In academia, a paper in Engineering outlines the status and opportunities of “computing over space,” highlighting challenges like latency but also vast potentials for global innovation. X user Jhay Flanagan envisions these systems harvesting unlimited zero-carbon energy, fundamentally altering how we approach AI scalability.
Strategic Considerations for Industry Leaders
For tech executives, this means rethinking strategies. Companies like NVIDIA and Google are already investing, but partnerships with space firms will be key. The World Economic Forum’s list of transformative space technologies includes orbital computing as a sustainability enabler, urging cross-sector collaboration.
On the innovation front, Berkeley Lab’s quantum chip simulations demonstrate how supercomputing bridges quantum and classical realms, with space tests accelerating this fusion. CGTN’s coverage of Chinese advancements signals that no single nation will dominate, fostering a collaborative yet competitive environment.

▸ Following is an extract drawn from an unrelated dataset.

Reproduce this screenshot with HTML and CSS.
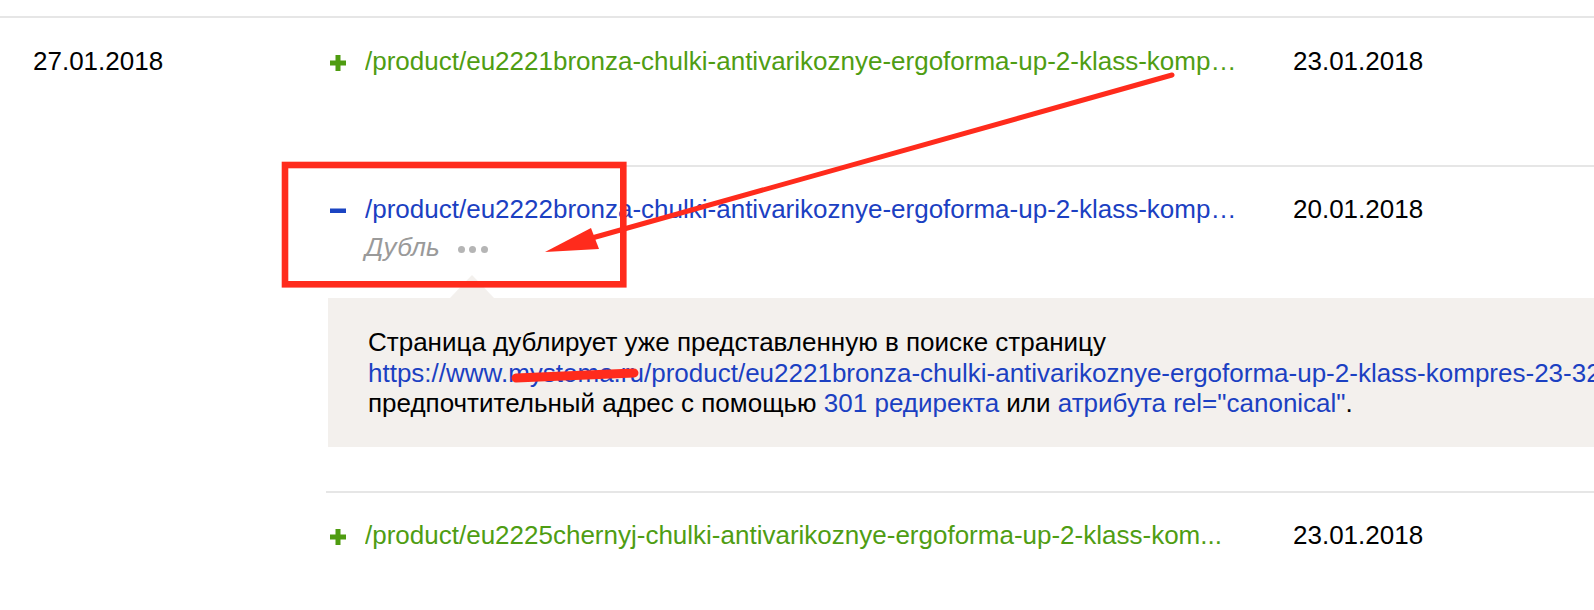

As 2025 unfolds, with missions like NVIDIA’s gaining momentum, the integration of space supercomputing into Earth’s tech fabric seems less like speculation and more like destiny. Posts on X from Advait Arora note Google’s plans for space TPUs by 2027, tapping solar abundance. This could herald an era where computation transcends planetary limits, driving innovations that enhance life on Earth while preserving its fragile resources. The journey from silicon to stars is just beginning, promising a future where the sky is no longer the limit—but the starting point.